Responding to further questions, the Chief Executive stated that with regard to potential civil action there was a need to look carefully at the strength of any case and the Head of Legal and Member Services would be able to brief Members on this at a future meeting when the further report was brought back.


Kevin Adderley stated that the Council had provided BIS with every document they had been asked for although some Customer Relations Management information was held by Enterprise Solutions.


The Head of Legal and Member Services stated that BIS was now in possession of all the relevant information. Their report was currently going through their internal approvals process and the DCLG Monitoring body was yet to consider the report and they were unable, as yet, to share any timetable for the release of the report.

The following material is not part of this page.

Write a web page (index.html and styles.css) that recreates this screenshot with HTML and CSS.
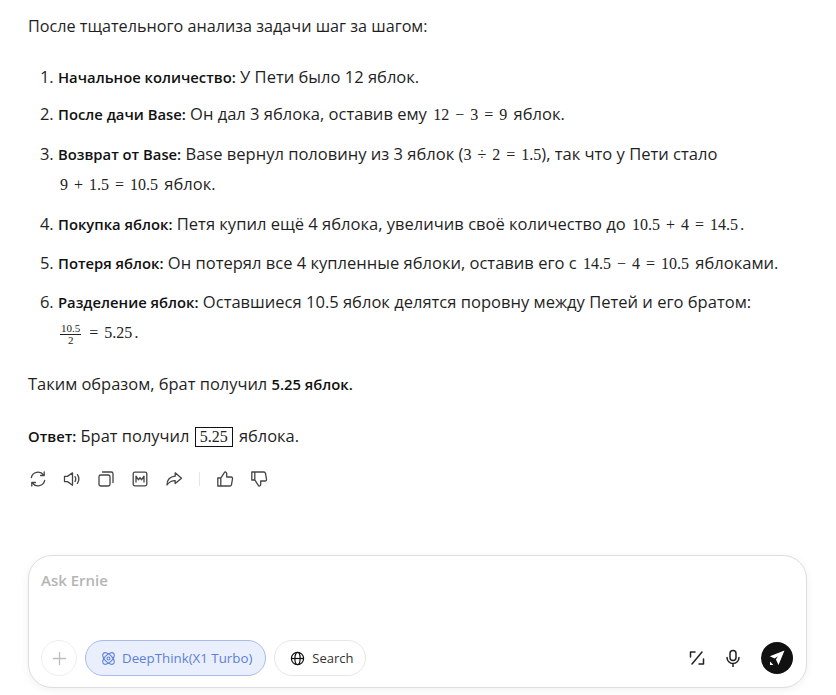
FILE: index.html
```html
<!DOCTYPE html>
<html lang="ru">
<head>
<meta charset="utf-8">
<title>Ernie</title>
<link rel="stylesheet" href="styles.css">
</head>
<body>
<main class="page">
  <div class="answer">
    <p class="intro">После тщательного анализа задачи шаг за шагом:</p>
    <ol class="steps">
      <li class="step step-first"><b>Начальное количество:</b> У Пети было 12 яблок.</li>
      <li class="step step-second"><b>После дачи Base:</b> Он дал 3 яблока, оставив ему <span class="math">12 − 3 = 9</span> яблок.</li>
      <li class="step step-third"><b>Возврат от Base:</b> Base вернул половину из 3 яблок (<span class="math math-tight">3 ÷ 2 = 1.5</span>), так что у Пети стало<br><span class="math">9 + 1.5 = 10.5</span> яблок.</li>
      <li class="step"><b>Покупка яблок:</b> Петя купил ещё 4 яблока, увеличив своё количество до <span class="math">10.5 + 4 = 14.5</span>.</li>
      <li class="step"><b>Потеря яблок:</b> Он потерял все 4 купленные яблоки, оставив его с <span class="math">14.5 − 4 = 10.5</span> яблоками.</li>
      <li class="step"><b>Разделение яблок:</b> Оставшиеся 10.5 яблок делятся поровну между Петей и его братом:<br><span class="math"><span class="frac"><span class="num">10.5</span><span class="den">2</span></span> = 5.25</span>.</li>
    </ol>
    <p class="summary">Таким образом, брат получил <b>5.25 яблок.</b></p>
    <p class="result"><b>Ответ:</b> Брат получил <span class="math boxed">5.25</span> яблока.</p>
  </div>

  <div class="actions">
    <svg class="icon" viewBox="0 0 18 18"><path d="M2.3 7.6A6.9 6.9 0 0 1 14.6 5M15.7 10.4A6.9 6.9 0 0 1 3.4 13"/><path d="M15.2 1.9v3.6h-3.6M2.8 16.1v-3.6h3.6"/></svg>
    <svg class="icon" viewBox="0 0 18 18"><path d="M1.5 6.4v5.2h3l5 3.6V2.8l-5 3.6z"/><path d="M12 6.6c1 1.5 1 3.300 0 4.800M14.400 4.600c1.800 2.700 1.800 6.100 0 8.800"/></svg>
    <svg class="icon" viewBox="0 0 18 18"><rect x="2" y="5" width="11" height="11" rx="1.800"/><path d="M5.500 2h8.700A1.800 1.800 0 0 1 16 3.800v8.700"/></svg>
    <svg class="icon" viewBox="0 0 18 18"><rect x="2.200" y="2.200" width="13.600" height="13.600" rx="1.500"/><path d="M5 12V6.200l2.500 3.600L9 7.500l1.500 2.300L13 6.200V12"/></svg>
    <svg class="icon" viewBox="0 0 18 18"><path d="M10.200 2.800 16.500 8.200l-6.300 5.400v-3C6.800 10.600 4.200 11.600 2 15c0-4.800 3-8.200 8.200-8.800z"/></svg>
    <span class="divider"></span>
    <svg class="icon" viewBox="0 0 18 18"><path d="M1.800 8h3v8h-3zM4.800 8.200 8.500 2.400c.4-.7 2.200-.6 2.200 1V7h4.300c1 0 1.700.8 1.500 1.800l-1 5.800c-.2.900-.8 1.400-1.700 1.400H4.800"/></svg>
    <svg class="icon icon-down" viewBox="0 0 18 18"><path d="M1.800 8h3v8h-3zM4.800 8.200 8.500 2.400c.4-.7 2.200-.6 2.200 1V7h4.300c1 0 1.700.8 1.500 1.800l-1 5.800c-.2.900-.8 1.400-1.700 1.400H4.800"/></svg>
  </div>

  <section class="composer">
    <div class="placeholder">Ask Ernie</div>
    <div class="toolbar">
      <button class="circle-btn" type="button" aria-label="Add">
        <svg class="plus" viewBox="0 0 16 16"><path d="M8 1v14M1 8h14"/></svg>
      </button>
      <button class="pill pill-active" type="button">
        <svg class="pill-icon" viewBox="0 0 16 16"><g transform="rotate(45 8 8)"><ellipse cx="8" cy="8" rx="7.800" ry="4"/><ellipse cx="8" cy="8" rx="4" ry="7.800"/></g><circle cx="8" cy="8" r="1.600"/></svg>
        DeepThink(X1 Turbo)
      </button>
      <button class="pill" type="button">
        <svg class="pill-icon pill-icon-dark" viewBox="0 0 16 16"><circle cx="8" cy="8" r="6.500"/><ellipse cx="8" cy="8" rx="2.800" ry="6.500"/><path d="M1.500 8h13"/></svg>
        Search
      </button>
      <span class="spacer"></span>
      <svg class="tool-icon tool-ratio" viewBox="0 0 18 18"><path d="M7 3H2.500v5M11 15h4.500v-5M14 3 4 15"/></svg>
      <svg class="tool-icon tool-mic" viewBox="0 0 18 18"><rect x="6" y="1.500" width="6" height="10" rx="3"/><path d="M3 8.500a6 6 0 0 0 12 0M9 14.500v3"/></svg>
      <button class="send" type="button" aria-label="Send">
        <svg viewBox="0 0 18 18"><path class="send-shape" d="M16.500 1.500 1.800 7.200l4.800 2.300 3.300-2.200-2 3.200 2.600 5.500z"/><path class="send-shape" d="M2 12.500l3.400 3.400H2z"/></svg>
      </button>
    </div>
  </section>
</main>
</body>
</html>
```
FILE: styles.css
```css
* { box-sizing: border-box; }
html, body { margin: 0; height: 100%; background: #fff; }
body {
  font-family: "Open Sans", "Noto Sans", sans-serif;
  font-size: 16.45px;
  color: #1f1f1f;
}
.page { height: 695px; padding: 11px 29px 0 28px; overflow: hidden; }
.answer { line-height: 30px; }
.intro { margin: 0 0 21px; font-size: 16.2px; }
.steps { margin: 0; padding: 0 0 0 30px; font-size: 16.55px; }
.step { margin-bottom: 9px; }
.step-first { margin-bottom: 6.5px; }
.step-second { margin-bottom: 10px; }
.step-third { margin-bottom: 10.5px; }
b { font-weight: 600; font-size: 14.8px; color: #111; }
.math {
  font-family: "Liberation Serif", serif;
  font-size: 16px;
  word-spacing: 2px;
  color: #222;
  margin: 0 2px;
  display: inline-block;
  line-height: 1;
  vertical-align: baseline;
}
.math-tight { margin: 0; }
.frac { display: inline-flex; flex-direction: column; align-items: center; vertical-align: middle; font-size: 11px; line-height: 11px; margin-right: 2px; }
.num { border-bottom: 1px solid #222; padding: 0 1px; }
.boxed { border: 1px solid #111; padding: 1px 4px; margin: 0 2px 0 1px; }
.summary { margin: 22px 0 21.5px; }
.result { margin: 0; }
.actions { display: flex; align-items: center; gap: 16px; margin-top: 19.5px; padding-left: 1px; height: 18px; }
.icon { width: 18px; height: 18px; fill: none; stroke: #444; stroke-width: 1.300; stroke-linejoin: round; stroke-linecap: round; }
.icon-down { transform: rotate(180deg) scaleX(-1); }
.divider { width: 1px; height: 14px; background: #e6e6e6; }
.composer {
  margin-top: 67px;
  height: 133px;
  border: 1px solid #dedede;
  border-radius: 24px;
  padding: 15px 13px 11px 12px;
  box-shadow: 0 2px 8px rgba(0,0,0,.06);
  display: flex;
  flex-direction: column;
  justify-content: space-between;
  background: #fff;
}
.placeholder { font-size: 15px; font-weight: 600; color: #b5b5b5; line-height: 18px; }
.toolbar { display: flex; align-items: center; gap: 8px; height: 36px; }
.circle-btn { width: 36px; height: 36px; border-radius: 50%; border: 1px solid #eee; background: #fff; padding: 0; display: flex; align-items: center; justify-content: center; }
.plus { width: 15px; height: 15px; fill: none; stroke: #bdbdbd; stroke-width: 1.400; }
.pill {
  height: 36px; border-radius: 18px; border: 1px solid #e6e6e6; background: #fff; color: #333;
  font: 13px "Open Sans", "Noto Sans", sans-serif;
  display: inline-flex; align-items: center; gap: 7px; padding: 0 11px 0 15px;
}
.pill-active { background: #e9effc; border-color: #a9bbe9; color: #5f7fd6; gap: 6px; padding: 0 13px 0 15px; font-size: 13.3px; }
.pill-icon { width: 15px; height: 15px; fill: none; stroke: currentColor; stroke-width: 1.200; }
.pill-icon-dark { stroke: #111; stroke-width: 1.300; }
.spacer { flex: 1; }
.tool-icon { width: 18px; height: 18px; fill: none; stroke: #222; stroke-width: 1.500; stroke-linecap: round; stroke-linejoin: round; }
.tool-mic { margin-left: 10px; }
.send { width: 32px; height: 32px; border-radius: 50%; border: 0; background: #111; padding: 7px; margin-left: 11px; display: flex; }
.send svg { width: 18px; height: 18px; }
.send-shape { fill: #fff; }
```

On a motion by the Chair, duly seconded, it was -


Resolved (unanimously) – That the Committee,


(1)  Notes the report;


(2)  Accepts the findings reported by Grant Thornton and Merseyside Police into the allegations made in respect of BIG and ISUS grant programmes; and


(3)  Subject to the response of the Department for Communities and Local Government (‘DCLG’), the Chief Executive shall undertake all necessary steps to address any points/issues raised by DCLG and report back to this Committee.


(4)  That the report from the Chief Executive referred to at (3) above (or in a separate report if necessary) shall also include the response of the Council to the Grant Thornton recommendations as set out in their reports into the ISUS and BIG programmes and how they are being and / or have been addressed.